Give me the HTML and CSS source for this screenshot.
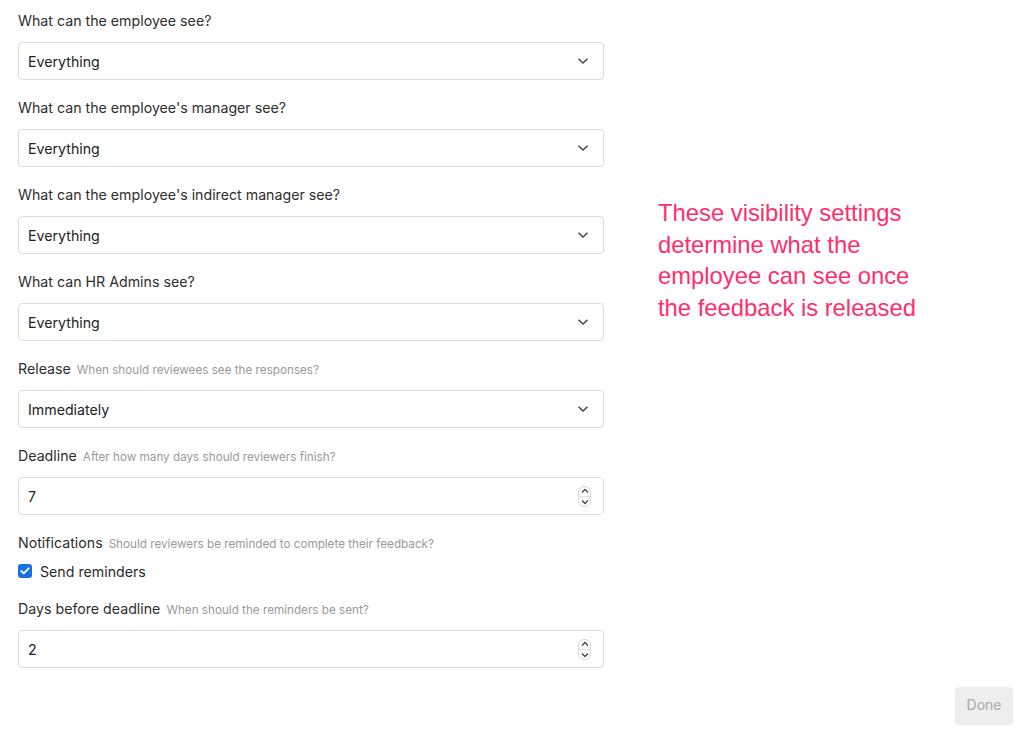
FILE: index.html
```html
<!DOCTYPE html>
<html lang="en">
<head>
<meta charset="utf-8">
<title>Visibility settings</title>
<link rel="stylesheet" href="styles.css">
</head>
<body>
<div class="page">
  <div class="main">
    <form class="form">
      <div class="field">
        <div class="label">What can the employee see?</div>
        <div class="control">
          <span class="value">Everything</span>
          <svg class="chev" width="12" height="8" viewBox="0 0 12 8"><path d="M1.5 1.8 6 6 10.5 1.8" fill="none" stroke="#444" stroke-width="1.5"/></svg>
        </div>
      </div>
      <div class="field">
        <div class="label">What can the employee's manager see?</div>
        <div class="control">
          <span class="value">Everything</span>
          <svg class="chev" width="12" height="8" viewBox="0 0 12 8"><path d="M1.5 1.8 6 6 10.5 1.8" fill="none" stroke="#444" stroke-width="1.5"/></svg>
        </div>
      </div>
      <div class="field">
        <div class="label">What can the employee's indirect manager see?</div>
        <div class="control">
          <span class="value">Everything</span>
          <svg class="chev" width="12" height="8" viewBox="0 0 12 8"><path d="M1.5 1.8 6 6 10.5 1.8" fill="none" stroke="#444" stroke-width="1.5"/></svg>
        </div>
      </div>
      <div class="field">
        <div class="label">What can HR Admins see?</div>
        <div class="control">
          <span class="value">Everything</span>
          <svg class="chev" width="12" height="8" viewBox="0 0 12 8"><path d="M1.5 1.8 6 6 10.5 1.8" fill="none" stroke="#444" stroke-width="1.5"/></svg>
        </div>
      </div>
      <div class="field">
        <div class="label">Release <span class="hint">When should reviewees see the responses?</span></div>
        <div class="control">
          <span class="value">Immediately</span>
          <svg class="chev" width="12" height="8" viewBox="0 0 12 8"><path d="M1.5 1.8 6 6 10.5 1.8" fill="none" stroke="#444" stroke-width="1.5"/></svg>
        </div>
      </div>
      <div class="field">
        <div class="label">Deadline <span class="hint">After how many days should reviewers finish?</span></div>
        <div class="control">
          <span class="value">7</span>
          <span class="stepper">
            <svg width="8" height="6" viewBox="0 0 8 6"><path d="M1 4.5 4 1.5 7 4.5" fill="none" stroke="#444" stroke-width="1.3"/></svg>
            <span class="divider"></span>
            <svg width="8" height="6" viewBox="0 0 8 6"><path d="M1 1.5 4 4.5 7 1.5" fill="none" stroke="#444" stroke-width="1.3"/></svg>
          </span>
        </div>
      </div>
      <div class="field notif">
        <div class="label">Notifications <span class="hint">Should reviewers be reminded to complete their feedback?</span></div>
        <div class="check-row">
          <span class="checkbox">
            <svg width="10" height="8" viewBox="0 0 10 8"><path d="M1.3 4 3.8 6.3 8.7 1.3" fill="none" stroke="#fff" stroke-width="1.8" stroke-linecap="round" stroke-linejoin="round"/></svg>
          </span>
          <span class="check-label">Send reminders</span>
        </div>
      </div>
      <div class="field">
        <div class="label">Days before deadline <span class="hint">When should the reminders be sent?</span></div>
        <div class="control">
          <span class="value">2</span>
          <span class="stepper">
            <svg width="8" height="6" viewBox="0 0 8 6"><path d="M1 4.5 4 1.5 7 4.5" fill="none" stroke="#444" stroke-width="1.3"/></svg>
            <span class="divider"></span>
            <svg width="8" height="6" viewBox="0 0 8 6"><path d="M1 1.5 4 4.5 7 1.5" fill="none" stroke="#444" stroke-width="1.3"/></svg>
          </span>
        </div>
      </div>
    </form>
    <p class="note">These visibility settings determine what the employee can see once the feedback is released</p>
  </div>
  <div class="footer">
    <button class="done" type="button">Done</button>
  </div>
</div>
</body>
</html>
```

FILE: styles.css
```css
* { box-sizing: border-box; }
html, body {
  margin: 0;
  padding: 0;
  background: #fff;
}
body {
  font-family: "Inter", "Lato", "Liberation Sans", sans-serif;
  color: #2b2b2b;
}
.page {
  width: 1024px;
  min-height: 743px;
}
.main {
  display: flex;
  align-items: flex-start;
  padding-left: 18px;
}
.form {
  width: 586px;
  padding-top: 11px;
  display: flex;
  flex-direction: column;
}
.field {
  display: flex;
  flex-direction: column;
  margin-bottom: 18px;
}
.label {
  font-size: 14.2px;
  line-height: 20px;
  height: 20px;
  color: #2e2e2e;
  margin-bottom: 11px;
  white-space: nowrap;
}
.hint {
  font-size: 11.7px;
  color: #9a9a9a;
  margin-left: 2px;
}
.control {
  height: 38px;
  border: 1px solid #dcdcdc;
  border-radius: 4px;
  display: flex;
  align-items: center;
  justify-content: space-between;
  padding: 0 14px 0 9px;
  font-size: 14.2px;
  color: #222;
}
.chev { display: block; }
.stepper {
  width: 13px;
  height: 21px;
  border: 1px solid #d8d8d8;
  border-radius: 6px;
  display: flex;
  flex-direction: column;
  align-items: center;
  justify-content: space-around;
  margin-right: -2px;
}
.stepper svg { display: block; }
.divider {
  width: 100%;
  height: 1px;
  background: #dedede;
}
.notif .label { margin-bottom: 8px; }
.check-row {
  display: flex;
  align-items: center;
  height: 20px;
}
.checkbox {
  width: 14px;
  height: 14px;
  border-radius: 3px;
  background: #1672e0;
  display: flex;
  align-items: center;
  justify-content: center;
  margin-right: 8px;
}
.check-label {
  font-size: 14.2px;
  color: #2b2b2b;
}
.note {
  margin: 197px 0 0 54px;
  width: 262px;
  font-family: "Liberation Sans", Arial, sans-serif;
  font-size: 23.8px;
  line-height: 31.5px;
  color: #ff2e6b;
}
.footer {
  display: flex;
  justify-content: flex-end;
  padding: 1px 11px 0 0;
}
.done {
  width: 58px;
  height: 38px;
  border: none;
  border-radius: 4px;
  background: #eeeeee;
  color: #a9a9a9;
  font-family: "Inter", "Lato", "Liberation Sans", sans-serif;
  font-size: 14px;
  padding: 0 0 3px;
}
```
--
*Instructions for the task:*
Reproduce the material in full, word for word, and omit the pictures.

*Result for this task:*
Give me the HTML and CSS source for this screenshot.
FILE: index.html
```html
<!DOCTYPE html>
<html lang="en">
<head>
<meta charset="utf-8">
<title>Visibility settings</title>
<link rel="stylesheet" href="styles.css">
</head>
<body>
<div class="page">
  <div class="main">
    <form class="form">
      <div class="field">
        <div class="label">What can the employee see?</div>
        <div class="control">
          <span class="value">Everything</span>
          <svg class="chev" width="12" height="8" viewBox="0 0 12 8"><path d="M1.5 1.8 6 6 10.5 1.8" fill="none" stroke="#444" stroke-width="1.5"/></svg>
        </div>
      </div>
      <div class="field">
        <div class="label">What can the employee's manager see?</div>
        <div class="control">
          <span class="value">Everything</span>
          <svg class="chev" width="12" height="8" viewBox="0 0 12 8"><path d="M1.5 1.8 6 6 10.5 1.8" fill="none" stroke="#444" stroke-width="1.5"/></svg>
        </div>
      </div>
      <div class="field">
        <div class="label">What can the employee's indirect manager see?</div>
        <div class="control">
          <span class="value">Everything</span>
          <svg class="chev" width="12" height="8" viewBox="0 0 12 8"><path d="M1.5 1.8 6 6 10.5 1.8" fill="none" stroke="#444" stroke-width="1.5"/></svg>
        </div>
      </div>
      <div class="field">
        <div class="label">What can HR Admins see?</div>
        <div class="control">
          <span class="value">Everything</span>
          <svg class="chev" width="12" height="8" viewBox="0 0 12 8"><path d="M1.5 1.8 6 6 10.5 1.8" fill="none" stroke="#444" stroke-width="1.5"/></svg>
        </div>
      </div>
      <div class="field">
        <div class="label">Release <span class="hint">When should reviewees see the responses?</span></div>
        <div class="control">
          <span class="value">Immediately</span>
          <svg class="chev" width="12" height="8" viewBox="0 0 12 8"><path d="M1.5 1.8 6 6 10.5 1.8" fill="none" stroke="#444" stroke-width="1.5"/></svg>
        </div>
      </div>
      <div class="field">
        <div class="label">Deadline <span class="hint">After how many days should reviewers finish?</span></div>
        <div class="control">
          <span class="value">7</span>
          <span class="stepper">
            <svg width="8" height="6" viewBox="0 0 8 6"><path d="M1 4.5 4 1.5 7 4.5" fill="none" stroke="#444" stroke-width="1.3"/></svg>
            <span class="divider"></span>
            <svg width="8" height="6" viewBox="0 0 8 6"><path d="M1 1.5 4 4.5 7 1.5" fill="none" stroke="#444" stroke-width="1.3"/></svg>
          </span>
        </div>
      </div>
      <div class="field notif">
        <div class="label">Notifications <span class="hint">Should reviewers be reminded to complete their feedback?</span></div>
        <div class="check-row">
          <span class="checkbox">
            <svg width="10" height="8" viewBox="0 0 10 8"><path d="M1.3 4 3.8 6.3 8.7 1.3" fill="none" stroke="#fff" stroke-width="1.8" stroke-linecap="round" stroke-linejoin="round"/></svg>
          </span>
          <span class="check-label">Send reminders</span>
        </div>
      </div>
      <div class="field">
        <div class="label">Days before deadline <span class="hint">When should the reminders be sent?</span></div>
        <div class="control">
          <span class="value">2</span>
          <span class="stepper">
            <svg width="8" height="6" viewBox="0 0 8 6"><path d="M1 4.5 4 1.5 7 4.5" fill="none" stroke="#444" stroke-width="1.3"/></svg>
            <span class="divider"></span>
            <svg width="8" height="6" viewBox="0 0 8 6"><path d="M1 1.5 4 4.5 7 1.5" fill="none" stroke="#444" stroke-width="1.3"/></svg>
          </span>
        </div>
      </div>
    </form>
    <p class="note">These visibility settings determine what the employee can see once the feedback is released</p>
  </div>
  <div class="footer">
    <button class="done" type="button">Done</button>
  </div>
</div>
</body>
</html>
```

FILE: styles.css
```css
* { box-sizing: border-box; }
html, body {
  margin: 0;
  padding: 0;
  background: #fff;
}
body {
  font-family: "Inter", "Lato", "Liberation Sans", sans-serif;
  color: #2b2b2b;
}
.page {
  width: 1024px;
  min-height: 743px;
}
.main {
  display: flex;
  align-items: flex-start;
  padding-left: 18px;
}
.form {
  width: 586px;
  padding-top: 11px;
  display: flex;
  flex-direction: column;
}
.field {
  display: flex;
  flex-direction: column;
  margin-bottom: 18px;
}
.label {
  font-size: 14.2px;
  line-height: 20px;
  height: 20px;
  color: #2e2e2e;
  margin-bottom: 11px;
  white-space: nowrap;
}
.hint {
  font-size: 11.7px;
  color: #9a9a9a;
  margin-left: 2px;
}
.control {
  height: 38px;
  border: 1px solid #dcdcdc;
  border-radius: 4px;
  display: flex;
  align-items: center;
  justify-content: space-between;
  padding: 0 14px 0 9px;
  font-size: 14.2px;
  color: #222;
}
.chev { display: block; }
.stepper {
  width: 13px;
  height: 21px;
  border: 1px solid #d8d8d8;
  border-radius: 6px;
  display: flex;
  flex-direction: column;
  align-items: center;
  justify-content: space-around;
  margin-right: -2px;
}
.stepper svg { display: block; }
.divider {
  width: 100%;
  height: 1px;
  background: #dedede;
}
.notif .label { margin-bottom: 8px; }
.check-row {
  display: flex;
  align-items: center;
  height: 20px;
}
.checkbox {
  width: 14px;
  height: 14px;
  border-radius: 3px;
  background: #1672e0;
  display: flex;
  align-items: center;
  justify-content: center;
  margin-right: 8px;
}
.check-label {
  font-size: 14.2px;
  color: #2b2b2b;
}
.note {
  margin: 197px 0 0 54px;
  width: 262px;
  font-family: "Liberation Sans", Arial, sans-serif;
  font-size: 23.8px;
  line-height: 31.5px;
  color: #ff2e6b;
}
.footer {
  display: flex;
  justify-content: flex-end;
  padding: 1px 11px 0 0;
}
.done {
  width: 58px;
  height: 38px;
  border: none;
  border-radius: 4px;
  background: #eeeeee;
  color: #a9a9a9;
  font-family: "Inter", "Lato", "Liberation Sans", sans-serif;
  font-size: 14px;
  padding: 0 0 3px;
}
```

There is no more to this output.